Spalumcheen: A long experiment that carries on, The Caravan Farm Theatre has operated in one form or another since 1970

Broadway this ain’t: At Caravan Farm Theatre, there are dogs wandering everywhere (even on-stage every now and then during a show) and lots of children: a purple Exersaucer takes up a corner of the production office. The sound of horses whinnying can drown out a moment of rehearsal or conversation. And one must watch where one steps. “You have to walk through horse [dung] to get to work in the morning,” says Stephen Drover, one of the Vancouver director/writers involved in Everyone. “Like, literally.”
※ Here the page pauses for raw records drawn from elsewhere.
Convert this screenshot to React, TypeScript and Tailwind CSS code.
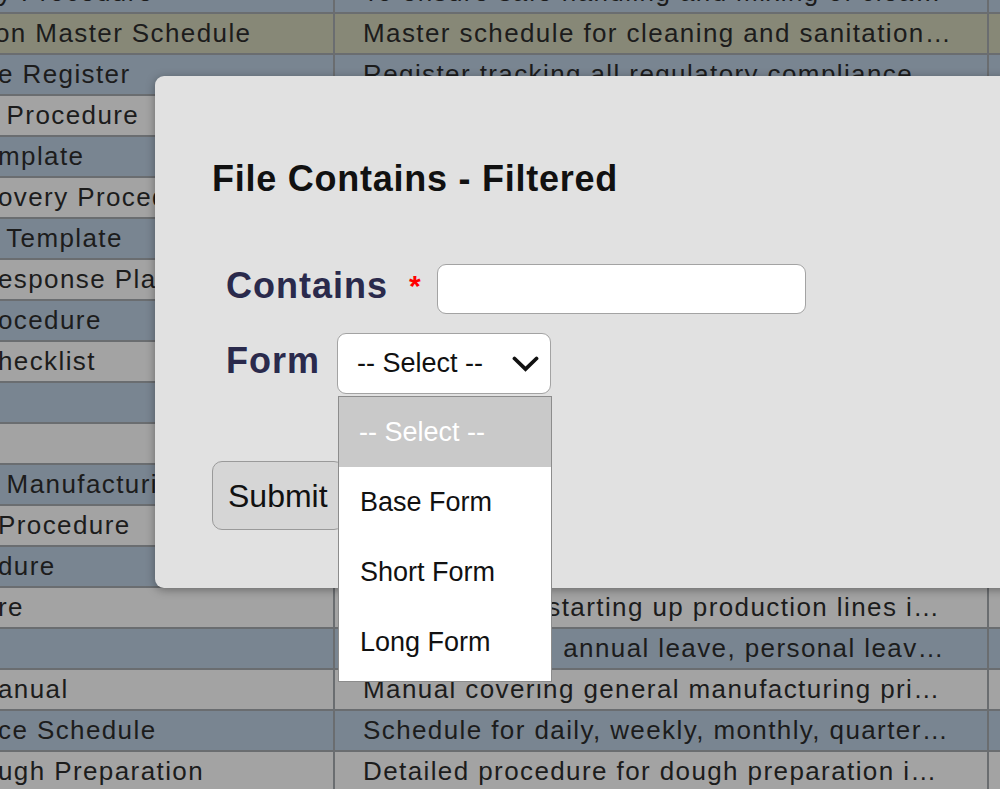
import React from 'react';

type Row = { name: string; desc: string; tone: 'blue' | 'gray' | 'olive'; cut?: string };

const rows: Row[] = [
  { name: 'y Procedure', desc: 'To ensure safe handling and mixing of cleaning chemicals', tone: 'blue' },
  { name: 'on Master Schedule', desc: 'Master schedule for cleaning and sanitation activities', tone: 'olive', cut: '-ml-[5px]' },
  { name: 'e Register', desc: 'Register tracking all regulatory compliance requirements', tone: 'blue' },
  { name: ' Procedure', desc: 'Procedure for allergen control and segregation', tone: 'gray' },
  { name: 'mplate', desc: 'Template for recording daily production checks', tone: 'blue' },
  { name: 'overy Procedure', desc: 'Procedure for recovery after system failure', tone: 'gray' },
  { name: ' Template', desc: 'Template for supplier approval records', tone: 'blue' },
  { name: 'esponse Plan', desc: 'Plan for responding to site emergencies', tone: 'gray' },
  { name: 'ocedure', desc: 'Procedure for product recall and withdrawal', tone: 'blue' },
  { name: 'hecklist', desc: 'Checklist for pre-shift hygiene inspection', tone: 'gray' },
  { name: '', desc: '', tone: 'blue' },
  { name: '', desc: '', tone: 'gray' },
  { name: ' Manufacturing', desc: 'Good manufacturing practice guidelines', tone: 'blue' },
  { name: 'Procedure', desc: 'Procedure for handling customer complaints', tone: 'gray' },
  { name: 'dure', desc: 'Procedure for calibration of equipment', tone: 'blue' },
  { name: 're', desc: 'Procedure for starting up production lines in the morning', tone: 'gray' },
  { name: '', desc: 'Rules covering annual leave, personal leave and sick leave', tone: 'blue' },
  { name: 'anual', desc: 'Manual covering general manufacturing principles', tone: 'gray' },
  { name: 'ce Schedule', desc: 'Schedule for daily, weekly, monthly, quarterly maintenance', tone: 'blue' },
  { name: 'ugh Preparation', desc: 'Detailed procedure for dough preparation in the mixing room', tone: 'gray' },
];

const toneClass = {
  blue: 'bg-[#798591]',
  gray: 'bg-[#a3a3a3]',
  olive: 'bg-[#878877]',
};

function Chevron() {
  return (
    <svg width="27" height="16" viewBox="0 0 27 16" fill="none">
      <polyline points="2.5,2.5 13.5,13 24.5,2.5" stroke="#111" strokeWidth="3.8" strokeLinecap="round" strokeLinejoin="miter" />
    </svg>
  );
}

export default function App() {
  const options = ['Base Form', 'Short Form', 'Long Form'];

  return (
    <div className="relative w-[1000px] h-[789px] overflow-hidden bg-[#a3a3a3] font-[family-name:'Liberation_Sans',Arial,sans-serif]">
      {/* table behind the dialog */}
      <div className="flex flex-col -mt-[27px] text-[26px] tracking-[1.4px] text-[#1c1c1c]">
        {rows.map((r, i) => (
          <div key={i} className={`flex h-[41px] border-b-2 border-[#6a6d70] ${toneClass[r.tone]}`}>
            <div className="w-[335px] shrink-0 border-r-2 border-[#6a6d70] flex items-center overflow-hidden">
              <span className={`whitespace-pre ${r.cut ?? '-ml-[2px]'}`}>{r.name}</span>
            </div>
            <div className="w-[654px] shrink-0 border-r-2 border-[#6a6d70] flex items-center pl-[28px] pr-[36px] min-w-0">
              <span className="truncate">{r.desc}</span>
            </div>
            <div className="flex-1" />
          </div>
        ))}
      </div>

      {/* dialog */}
      <div className="absolute left-[155px] top-[76px] w-[920px] h-[512px] rounded-[9px] bg-[#e1e1e1] shadow-[0_2px_10px_rgba(0,0,0,0.35)] pt-[82px] pl-[57px]">
        <h2 className="text-[36px] leading-[42px] font-bold tracking-[0.75px] text-[#111]">File Contains - Filtered</h2>

        <div className="mt-[64px] pl-[14px] flex flex-col gap-[19px]">
          <div className="flex items-center h-[50px]">
            <span className="mb-[6px] text-[36px] leading-[42px] font-bold tracking-[1px] text-[#2a2a4c]">Contains</span>
            <span className="ml-[21px] mb-[6px] text-[30px] leading-none font-bold text-[#ff0000]">*</span>
            <div className="ml-[16px] w-[369px] h-[50px] rounded-[9px] border-[1.5px] border-[#a3a3a3] bg-white" />
          </div>

          <div className="flex items-center h-[61px]">
            <span className="mb-[6px] text-[36px] leading-[42px] font-bold tracking-[1px] text-[#2a2a4c]">Form</span>
            <div className="relative ml-[17px]">
              <div className="w-[214px] h-[61px] rounded-[9px] border-[1.5px] border-[#a3a3a3] bg-white flex items-center justify-between pl-[19px] pr-[11px]">
                <span className="text-[27px] text-[#111]">-- Select --</span>
                <Chevron />
              </div>
              {/* open option list */}
              <div className="absolute left-[1px] top-[63px] w-[214px] border border-[#8c8c8c] bg-white pb-[4px] z-10">
                <div className="h-[70px] bg-[#c9c9c9] flex items-center pl-[20px] text-[27px] text-white">-- Select --</div>
                {options.map((o) => (
                  <div key={o} className="h-[70px] flex items-center pl-[21px] text-[27px] text-[#111]">{o}</div>
                ))}
              </div>
            </div>
          </div>
        </div>

        <button className="mt-[67px] h-[69px] px-[15px] rounded-[10px] border-[1.5px] border-[#9a9a9a] bg-[#d6d6d6] text-[32px] text-[#111]">
          Submit
        </button>
      </div>
    </div>
  );
}
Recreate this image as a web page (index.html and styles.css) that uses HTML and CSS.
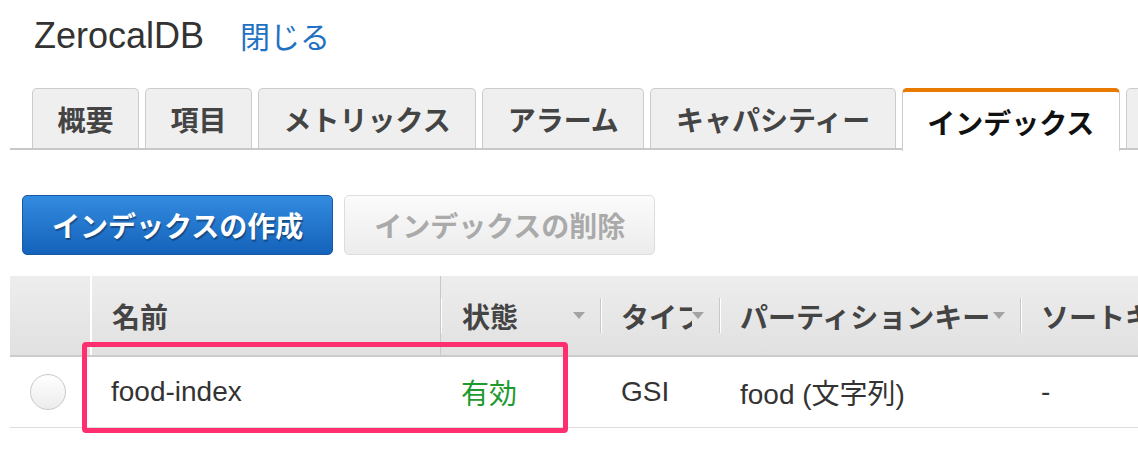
FILE: index.html
```html
<!DOCTYPE html>
<html lang="ja">
<head>
    <meta charset="UTF-8">
    <meta name="viewport" content="width=device-width, initial-scale=1.0">
    <title>ZerocalDB - インデックス</title>
    <link rel="stylesheet" href="styles.css">
</head>
<body>
    <div class="page">
        <!-- Table title -->
        <div class="header">
            <span class="table-name">ZerocalDB</span>
            <a class="close-link" href="#">閉じる</a>
        </div>

        <!-- Tabs -->
        <div class="tabs">
            <div class="tab">概要</div>
            <div class="tab">項目</div>
            <div class="tab">メトリックス</div>
            <div class="tab">アラーム</div>
            <div class="tab">キャパシティー</div>
            <div class="tab active">インデックス</div>
            <div class="tab">グローバルテーブル</div>
        </div>

        <!-- Actions -->
        <div class="actions">
            <button class="btn btn-primary">インデックスの作成</button>
            <button class="btn btn-disabled" disabled>インデックスの削除</button>
        </div>

        <!-- Index list -->
        <div class="index-table">
            <div class="thead">
                <div class="th th-select"></div>
                <div class="th th-name"><div class="th-label"><span class="th-text">名前</span></div></div>
                <div class="th th-status"><div class="th-label"><span class="th-text">状態</span><span class="sort"></span></div></div>
                <div class="th"><div class="th-label"><span class="th-text">タイプ</span><span class="sort"></span></div></div>
                <div class="th"><div class="th-label"><span class="th-text">パーティションキー</span><span class="sort"></span></div></div>
                <div class="th"><div class="th-label"><span class="th-text">ソートキー</span><span class="sort"></span></div></div>
            </div>
            <div class="row">
                <div class="td"><span class="radio"></span></div>
                <div class="td">food-index</div>
                <div class="td status-active">有効</div>
                <div class="td">GSI</div>
                <div class="td">food (文字列)</div>
                <div class="td">-</div>
            </div>

            <!-- annotation box -->
            <div class="highlight"></div>
        </div>
    </div>
</body>
</html>
```

FILE: styles.css
```css
body {
    margin: 0;
    padding: 0;
    overflow: hidden;
    background-color: #fff;
    font-family: "Liberation Sans", "Noto Sans CJK JP", sans-serif;
    color: #333;
}

.page {
    padding-left: 10px;
    padding-bottom: 40px;
}

.header {
    display: flex;
    align-items: baseline;
    height: 36px;
    padding-top: 18px;
    padding-left: 24px;
    line-height: 36px;
}

.table-name {
    font-size: 36px;
    color: #333;
}

.close-link {
    margin-left: 36px;
    font-size: 30px;
    color: #1f72c2;
    text-decoration: none;
}

.tabs {
    display: flex;
    gap: 6px;
    margin-top: 34px;
    padding-left: 22px;
    height: 60px;
    border-bottom: 2px solid #c8c8c8;
    white-space: nowrap;
}

.tab {
    flex-shrink: 0;
    display: flex;
    align-items: center;
    height: 59px;
    padding: 0 24.5px;
    border: 1px solid #ccc;
    border-bottom: none;
    border-radius: 5px 5px 0 0;
    background-color: #efefef;
    font-size: 28px;
    font-weight: bold;
    color: #444;
}

.tab.active {
    height: 58px;
    margin-bottom: -2px;
    padding-top: 1px;
    border-top: 4px solid #e87a00;
    background-color: #fff;
    color: #111;
}

.actions {
    display: flex;
    gap: 11px;
    margin-top: 45px;
    padding-left: 12px;
}

.btn {
    height: 60px;
    padding: 0 29px;
    border-radius: 5px;
    font-family: "Liberation Sans", "Noto Sans CJK JP", sans-serif;
    font-size: 28px;
    font-weight: bold;
}

.btn-primary {
    background: linear-gradient(#338bdf, #1462bb);
    border: 1px solid #155aa5;
    color: #fff;
    text-shadow: 1px 2px 1px rgba(0, 0, 0, 0.35);
}

.btn-disabled {
    background: linear-gradient(#fbfbfb, #ececec);
    border: 1px solid #ddd;
    color: #aaa;
}

.index-table {
    position: relative;
    margin-top: 21px;
}

.thead,
.row {
    display: grid;
    grid-template-columns: 80px 350px 160px 119px 301px 300px;
}

.thead {
    height: 79px;
    background: linear-gradient(#ededed, #e1e1e1);
    border-bottom: 2px solid #cbcbcb;
}

.th {
    display: flex;
    align-items: center;
    min-width: 0;
}

.th-name {
    border-left: 2px solid #fff;
}

.th-status {
    border-left: 1px solid #c8c8c8;
}

.th-label {
    display: flex;
    align-items: center;
    width: 100%;
    height: 35px;
    padding-left: 20px;
    border-left: 1px solid #c8c8c8;
    box-shadow: inset 1px 0 0 #fff;
    box-sizing: border-box;
    min-width: 0;
}

.th-name .th-label {
    border-left: none;
    box-shadow: none;
}

.th-status .th-label {
    border-left: 1px solid #fff;
    box-shadow: none;
}

.th-text {
    flex: 1;
    min-width: 0;
    overflow: hidden;
    white-space: nowrap;
    font-size: 28px;
    font-weight: bold;
    color: #444;
}

.sort {
    flex-shrink: 0;
    width: 0;
    height: 0;
    margin-right: 15px;
    border-left: 6px solid transparent;
    border-right: 6px solid transparent;
    border-top: 7px solid #a3a3a3;
}

.row {
    height: 70px;
    border-bottom: 1px solid #ddd;
}

.td {
    display: flex;
    align-items: center;
    padding-left: 21px;
    font-size: 28px;
    color: #333;
    white-space: nowrap;
}

.status-active {
    color: #1f9a2e;
}

.radio {
    width: 34px;
    height: 34px;
    margin-left: -1px;
    border: 1px solid #c8c8c8;
    border-radius: 50%;
    background: linear-gradient(#fff, #ececec);
}

.highlight {
    position: absolute;
    left: 72px;
    top: 66px;
    width: 486px;
    height: 91px;
    box-sizing: border-box;
    border: 5px solid #ff2e6e;
    border-radius: 4px;
}
```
Located on an 80-acre farm in Spalumcheen, B.C. about a 10-minute drive from Armstrong, Caravan is owned and operated by the non-profit Bill Miner Society for Cultural Advancement. Its mandate is to produce meaningful, populist theatre. Past shows have included Macbeth, Brecht’s Mother Courage and Her Children, as well as original productions.

Starting off as a one-wagon puppet show in 1970, they’ve been on the farm since 1978, originally as the Caravan Stage Company. Initially a travelling theatre experience, the horse-drawn caravans would slowly make their way from town to town, and shows would be presented across B.C., Alberta, even Ontario and parts of the U.S.